TASK DESCRIPTION:
Report every line in the listing that contains the string "screenshot".

INPUT MATERIAL:
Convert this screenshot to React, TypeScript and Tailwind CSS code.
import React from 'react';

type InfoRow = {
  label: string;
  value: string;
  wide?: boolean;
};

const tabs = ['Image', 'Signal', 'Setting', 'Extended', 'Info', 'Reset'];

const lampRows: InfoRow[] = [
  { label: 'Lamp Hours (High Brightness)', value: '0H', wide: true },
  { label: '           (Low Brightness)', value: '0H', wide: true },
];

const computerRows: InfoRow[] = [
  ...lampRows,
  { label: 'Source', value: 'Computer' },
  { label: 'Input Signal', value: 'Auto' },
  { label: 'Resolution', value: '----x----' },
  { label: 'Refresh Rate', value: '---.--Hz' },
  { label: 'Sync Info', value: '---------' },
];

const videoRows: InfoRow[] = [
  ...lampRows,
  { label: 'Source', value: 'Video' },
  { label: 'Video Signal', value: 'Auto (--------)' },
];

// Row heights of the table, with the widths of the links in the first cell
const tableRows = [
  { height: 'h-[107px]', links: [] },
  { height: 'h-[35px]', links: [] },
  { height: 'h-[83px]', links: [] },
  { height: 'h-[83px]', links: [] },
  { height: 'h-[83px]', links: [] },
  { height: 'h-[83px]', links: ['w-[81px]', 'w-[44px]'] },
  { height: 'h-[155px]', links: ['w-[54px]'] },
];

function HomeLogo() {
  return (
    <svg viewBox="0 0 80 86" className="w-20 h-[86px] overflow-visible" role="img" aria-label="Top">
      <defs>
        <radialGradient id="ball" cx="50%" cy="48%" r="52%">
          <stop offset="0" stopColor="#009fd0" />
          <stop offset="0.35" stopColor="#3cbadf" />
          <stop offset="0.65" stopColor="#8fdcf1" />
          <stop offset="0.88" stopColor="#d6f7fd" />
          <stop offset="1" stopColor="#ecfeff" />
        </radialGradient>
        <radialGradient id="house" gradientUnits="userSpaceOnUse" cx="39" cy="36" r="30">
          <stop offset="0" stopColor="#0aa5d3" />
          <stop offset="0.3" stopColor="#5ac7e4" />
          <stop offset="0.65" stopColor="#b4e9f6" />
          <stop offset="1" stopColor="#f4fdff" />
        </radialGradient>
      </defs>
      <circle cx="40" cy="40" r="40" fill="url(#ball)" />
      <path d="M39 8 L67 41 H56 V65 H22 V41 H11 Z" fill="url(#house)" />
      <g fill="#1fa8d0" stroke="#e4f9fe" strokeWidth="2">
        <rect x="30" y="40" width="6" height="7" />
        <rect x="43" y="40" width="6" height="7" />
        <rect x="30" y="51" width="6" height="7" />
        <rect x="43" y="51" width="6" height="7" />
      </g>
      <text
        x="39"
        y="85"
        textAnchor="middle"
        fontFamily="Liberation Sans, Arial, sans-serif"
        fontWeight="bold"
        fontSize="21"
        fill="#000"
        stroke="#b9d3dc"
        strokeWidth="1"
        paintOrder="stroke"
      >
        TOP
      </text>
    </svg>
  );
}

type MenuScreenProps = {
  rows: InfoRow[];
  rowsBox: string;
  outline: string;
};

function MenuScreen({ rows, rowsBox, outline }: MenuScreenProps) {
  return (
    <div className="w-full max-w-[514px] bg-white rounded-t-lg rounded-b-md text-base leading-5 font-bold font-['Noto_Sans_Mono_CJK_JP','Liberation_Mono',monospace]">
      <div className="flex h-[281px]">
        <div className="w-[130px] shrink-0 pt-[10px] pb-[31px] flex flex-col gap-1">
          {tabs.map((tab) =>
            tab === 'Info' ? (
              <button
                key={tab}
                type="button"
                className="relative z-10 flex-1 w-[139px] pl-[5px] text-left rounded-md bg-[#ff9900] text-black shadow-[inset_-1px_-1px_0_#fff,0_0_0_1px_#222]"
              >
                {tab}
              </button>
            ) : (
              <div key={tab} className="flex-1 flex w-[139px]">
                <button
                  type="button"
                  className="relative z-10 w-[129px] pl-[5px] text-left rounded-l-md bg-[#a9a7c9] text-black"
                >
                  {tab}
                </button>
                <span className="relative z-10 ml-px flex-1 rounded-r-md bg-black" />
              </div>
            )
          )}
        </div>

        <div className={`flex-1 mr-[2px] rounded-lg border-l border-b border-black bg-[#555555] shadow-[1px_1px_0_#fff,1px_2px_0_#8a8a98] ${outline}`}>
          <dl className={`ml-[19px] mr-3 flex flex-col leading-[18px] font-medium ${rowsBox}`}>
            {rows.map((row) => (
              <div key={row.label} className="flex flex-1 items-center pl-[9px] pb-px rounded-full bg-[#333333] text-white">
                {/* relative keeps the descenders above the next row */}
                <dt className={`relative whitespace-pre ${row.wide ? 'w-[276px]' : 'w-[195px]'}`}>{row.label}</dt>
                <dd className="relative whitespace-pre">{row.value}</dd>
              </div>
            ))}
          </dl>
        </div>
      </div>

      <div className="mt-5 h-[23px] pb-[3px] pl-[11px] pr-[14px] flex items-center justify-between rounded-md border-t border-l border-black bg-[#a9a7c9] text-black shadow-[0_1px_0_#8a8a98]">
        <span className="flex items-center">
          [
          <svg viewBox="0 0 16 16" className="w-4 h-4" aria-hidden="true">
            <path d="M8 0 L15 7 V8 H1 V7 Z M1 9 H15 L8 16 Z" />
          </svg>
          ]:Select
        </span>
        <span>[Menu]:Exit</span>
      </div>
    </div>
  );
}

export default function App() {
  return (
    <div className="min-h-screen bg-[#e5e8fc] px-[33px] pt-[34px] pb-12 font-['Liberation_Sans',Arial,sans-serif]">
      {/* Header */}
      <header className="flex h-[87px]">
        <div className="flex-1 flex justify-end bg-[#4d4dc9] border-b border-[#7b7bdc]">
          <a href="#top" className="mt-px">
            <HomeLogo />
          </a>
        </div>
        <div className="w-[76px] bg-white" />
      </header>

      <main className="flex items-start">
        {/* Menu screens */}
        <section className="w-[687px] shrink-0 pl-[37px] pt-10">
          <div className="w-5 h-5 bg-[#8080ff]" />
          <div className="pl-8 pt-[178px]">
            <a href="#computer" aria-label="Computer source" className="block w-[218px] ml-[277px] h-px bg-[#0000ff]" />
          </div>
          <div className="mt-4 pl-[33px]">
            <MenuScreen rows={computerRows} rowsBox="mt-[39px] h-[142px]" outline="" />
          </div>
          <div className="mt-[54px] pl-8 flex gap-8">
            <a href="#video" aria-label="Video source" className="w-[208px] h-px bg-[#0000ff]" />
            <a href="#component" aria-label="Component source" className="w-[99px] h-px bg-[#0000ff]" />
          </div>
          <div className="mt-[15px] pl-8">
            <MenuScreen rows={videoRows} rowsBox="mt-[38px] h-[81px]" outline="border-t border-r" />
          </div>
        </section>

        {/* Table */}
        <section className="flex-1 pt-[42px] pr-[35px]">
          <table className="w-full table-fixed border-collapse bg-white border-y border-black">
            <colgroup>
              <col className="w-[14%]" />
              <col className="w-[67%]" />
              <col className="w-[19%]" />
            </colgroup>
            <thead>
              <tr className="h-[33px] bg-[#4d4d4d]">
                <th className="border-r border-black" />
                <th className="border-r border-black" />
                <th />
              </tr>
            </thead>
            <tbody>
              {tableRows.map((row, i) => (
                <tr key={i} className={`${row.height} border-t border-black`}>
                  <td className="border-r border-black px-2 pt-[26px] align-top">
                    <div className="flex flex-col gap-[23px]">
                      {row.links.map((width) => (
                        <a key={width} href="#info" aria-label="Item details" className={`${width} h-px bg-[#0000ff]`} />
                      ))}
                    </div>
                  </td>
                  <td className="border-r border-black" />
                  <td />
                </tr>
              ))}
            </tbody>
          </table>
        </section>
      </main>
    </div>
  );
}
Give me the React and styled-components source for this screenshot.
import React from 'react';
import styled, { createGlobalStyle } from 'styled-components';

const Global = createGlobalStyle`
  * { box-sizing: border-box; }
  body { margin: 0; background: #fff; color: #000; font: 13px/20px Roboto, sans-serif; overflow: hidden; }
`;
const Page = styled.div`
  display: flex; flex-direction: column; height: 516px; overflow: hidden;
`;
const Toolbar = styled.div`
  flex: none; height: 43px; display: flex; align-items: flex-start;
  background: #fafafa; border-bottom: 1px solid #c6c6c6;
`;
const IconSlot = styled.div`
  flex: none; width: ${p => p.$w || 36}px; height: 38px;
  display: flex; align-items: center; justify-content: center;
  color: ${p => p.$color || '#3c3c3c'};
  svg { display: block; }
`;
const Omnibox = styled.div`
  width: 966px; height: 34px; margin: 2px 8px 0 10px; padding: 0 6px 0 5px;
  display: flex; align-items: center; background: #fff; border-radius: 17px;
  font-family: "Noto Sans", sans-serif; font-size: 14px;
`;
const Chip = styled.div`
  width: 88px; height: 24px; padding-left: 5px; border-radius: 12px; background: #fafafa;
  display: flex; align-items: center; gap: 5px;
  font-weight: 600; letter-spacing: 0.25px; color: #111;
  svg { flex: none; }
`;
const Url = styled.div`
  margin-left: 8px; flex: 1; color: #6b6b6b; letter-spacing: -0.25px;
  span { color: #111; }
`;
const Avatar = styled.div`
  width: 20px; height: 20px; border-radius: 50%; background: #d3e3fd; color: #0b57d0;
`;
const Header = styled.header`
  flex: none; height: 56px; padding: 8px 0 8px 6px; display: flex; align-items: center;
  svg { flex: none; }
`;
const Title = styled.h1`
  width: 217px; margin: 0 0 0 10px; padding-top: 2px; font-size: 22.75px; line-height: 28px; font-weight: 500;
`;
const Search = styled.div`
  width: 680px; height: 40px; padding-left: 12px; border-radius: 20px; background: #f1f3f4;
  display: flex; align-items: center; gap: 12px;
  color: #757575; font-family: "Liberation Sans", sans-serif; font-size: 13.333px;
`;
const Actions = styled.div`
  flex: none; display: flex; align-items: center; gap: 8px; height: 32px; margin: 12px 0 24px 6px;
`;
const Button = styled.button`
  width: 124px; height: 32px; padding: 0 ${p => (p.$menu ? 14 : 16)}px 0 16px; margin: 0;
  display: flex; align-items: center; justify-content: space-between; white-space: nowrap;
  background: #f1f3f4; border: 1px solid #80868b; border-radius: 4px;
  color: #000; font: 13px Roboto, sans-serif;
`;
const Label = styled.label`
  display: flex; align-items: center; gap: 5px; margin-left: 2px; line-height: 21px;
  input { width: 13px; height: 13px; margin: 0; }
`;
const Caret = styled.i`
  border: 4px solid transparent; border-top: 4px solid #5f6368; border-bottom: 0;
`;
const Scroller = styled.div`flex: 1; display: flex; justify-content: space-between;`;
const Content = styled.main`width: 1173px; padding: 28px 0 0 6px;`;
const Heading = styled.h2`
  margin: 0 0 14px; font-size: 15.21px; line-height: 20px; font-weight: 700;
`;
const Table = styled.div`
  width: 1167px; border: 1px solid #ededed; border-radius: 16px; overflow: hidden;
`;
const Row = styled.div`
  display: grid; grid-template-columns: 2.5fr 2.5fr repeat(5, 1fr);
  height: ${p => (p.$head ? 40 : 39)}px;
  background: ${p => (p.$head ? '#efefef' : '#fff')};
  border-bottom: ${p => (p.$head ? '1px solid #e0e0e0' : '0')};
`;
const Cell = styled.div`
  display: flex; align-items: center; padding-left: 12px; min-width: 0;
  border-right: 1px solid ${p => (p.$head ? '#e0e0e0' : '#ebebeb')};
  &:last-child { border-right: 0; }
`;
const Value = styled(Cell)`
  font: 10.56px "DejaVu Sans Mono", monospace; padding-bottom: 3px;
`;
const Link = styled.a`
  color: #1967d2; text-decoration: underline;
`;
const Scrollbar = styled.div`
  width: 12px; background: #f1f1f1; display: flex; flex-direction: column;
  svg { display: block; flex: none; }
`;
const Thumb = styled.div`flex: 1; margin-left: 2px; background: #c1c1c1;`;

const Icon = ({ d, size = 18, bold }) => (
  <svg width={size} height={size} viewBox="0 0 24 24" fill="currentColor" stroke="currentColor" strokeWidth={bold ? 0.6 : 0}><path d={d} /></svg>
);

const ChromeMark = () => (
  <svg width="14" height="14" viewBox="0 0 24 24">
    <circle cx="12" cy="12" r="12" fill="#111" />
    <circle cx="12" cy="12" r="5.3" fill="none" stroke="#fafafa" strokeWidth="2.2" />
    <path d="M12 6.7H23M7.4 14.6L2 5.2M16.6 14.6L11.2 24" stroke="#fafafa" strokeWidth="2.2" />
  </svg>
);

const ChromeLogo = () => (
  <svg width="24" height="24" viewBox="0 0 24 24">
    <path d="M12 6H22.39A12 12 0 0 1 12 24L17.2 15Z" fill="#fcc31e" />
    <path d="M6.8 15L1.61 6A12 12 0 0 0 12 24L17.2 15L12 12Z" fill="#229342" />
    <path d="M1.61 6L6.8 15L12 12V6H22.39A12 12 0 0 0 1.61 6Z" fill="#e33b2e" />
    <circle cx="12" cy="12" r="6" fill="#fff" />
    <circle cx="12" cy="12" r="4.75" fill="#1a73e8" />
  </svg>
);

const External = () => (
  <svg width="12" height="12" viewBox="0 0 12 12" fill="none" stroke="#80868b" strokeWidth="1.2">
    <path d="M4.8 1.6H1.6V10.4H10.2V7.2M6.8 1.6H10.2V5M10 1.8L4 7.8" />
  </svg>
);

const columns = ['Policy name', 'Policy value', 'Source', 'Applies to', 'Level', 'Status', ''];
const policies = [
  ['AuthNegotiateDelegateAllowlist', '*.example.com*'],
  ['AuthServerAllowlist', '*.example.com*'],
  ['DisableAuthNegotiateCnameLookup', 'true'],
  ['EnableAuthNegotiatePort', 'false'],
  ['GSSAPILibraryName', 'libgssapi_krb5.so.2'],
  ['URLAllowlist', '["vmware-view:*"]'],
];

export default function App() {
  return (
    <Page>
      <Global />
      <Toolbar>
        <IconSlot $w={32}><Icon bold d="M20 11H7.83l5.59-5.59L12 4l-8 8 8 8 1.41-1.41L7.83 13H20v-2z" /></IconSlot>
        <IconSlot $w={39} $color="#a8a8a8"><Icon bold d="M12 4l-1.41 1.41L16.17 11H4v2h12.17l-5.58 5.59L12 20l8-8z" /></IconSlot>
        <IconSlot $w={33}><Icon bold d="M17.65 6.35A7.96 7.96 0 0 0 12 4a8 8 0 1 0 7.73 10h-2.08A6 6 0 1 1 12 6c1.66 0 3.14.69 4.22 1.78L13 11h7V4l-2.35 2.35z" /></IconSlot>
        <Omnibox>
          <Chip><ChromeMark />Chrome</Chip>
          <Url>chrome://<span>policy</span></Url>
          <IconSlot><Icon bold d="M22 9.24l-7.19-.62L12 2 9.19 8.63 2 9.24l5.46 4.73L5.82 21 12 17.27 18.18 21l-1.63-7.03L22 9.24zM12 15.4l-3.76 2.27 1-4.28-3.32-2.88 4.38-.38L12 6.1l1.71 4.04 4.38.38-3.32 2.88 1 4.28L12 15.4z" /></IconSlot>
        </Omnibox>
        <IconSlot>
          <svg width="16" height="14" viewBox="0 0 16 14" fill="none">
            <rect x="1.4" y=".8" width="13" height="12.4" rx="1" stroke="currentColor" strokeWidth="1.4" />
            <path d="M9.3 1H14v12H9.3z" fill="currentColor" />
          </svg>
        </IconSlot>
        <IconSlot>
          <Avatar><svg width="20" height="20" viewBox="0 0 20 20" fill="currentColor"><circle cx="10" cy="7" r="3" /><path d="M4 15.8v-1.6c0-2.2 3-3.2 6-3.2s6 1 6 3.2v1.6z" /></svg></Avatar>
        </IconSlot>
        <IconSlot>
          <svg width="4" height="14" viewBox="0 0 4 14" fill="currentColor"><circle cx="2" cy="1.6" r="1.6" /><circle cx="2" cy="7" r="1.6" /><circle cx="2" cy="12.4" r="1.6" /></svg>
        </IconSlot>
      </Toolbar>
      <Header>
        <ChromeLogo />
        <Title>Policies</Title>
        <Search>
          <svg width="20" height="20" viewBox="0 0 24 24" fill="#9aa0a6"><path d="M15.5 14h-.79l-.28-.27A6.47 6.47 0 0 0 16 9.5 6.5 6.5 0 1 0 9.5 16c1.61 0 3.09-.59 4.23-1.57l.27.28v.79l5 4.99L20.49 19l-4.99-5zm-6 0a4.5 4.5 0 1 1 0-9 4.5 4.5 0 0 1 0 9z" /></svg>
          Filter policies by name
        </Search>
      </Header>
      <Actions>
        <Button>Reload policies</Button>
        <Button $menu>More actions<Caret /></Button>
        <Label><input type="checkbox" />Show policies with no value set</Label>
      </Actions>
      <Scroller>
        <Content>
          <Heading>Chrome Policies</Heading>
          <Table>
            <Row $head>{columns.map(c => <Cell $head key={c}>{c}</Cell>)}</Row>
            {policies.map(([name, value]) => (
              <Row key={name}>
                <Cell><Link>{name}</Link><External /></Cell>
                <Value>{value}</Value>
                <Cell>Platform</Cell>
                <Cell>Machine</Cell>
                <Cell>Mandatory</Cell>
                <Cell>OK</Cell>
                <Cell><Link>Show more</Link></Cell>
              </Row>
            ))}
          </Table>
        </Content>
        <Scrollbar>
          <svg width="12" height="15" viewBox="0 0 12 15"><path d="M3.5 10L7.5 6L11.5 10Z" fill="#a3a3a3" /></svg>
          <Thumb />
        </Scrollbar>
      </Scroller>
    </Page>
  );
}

TASK ANSWER:
Convert this screenshot to React, TypeScript and Tailwind CSS code.
Give me the React and styled-components source for this screenshot.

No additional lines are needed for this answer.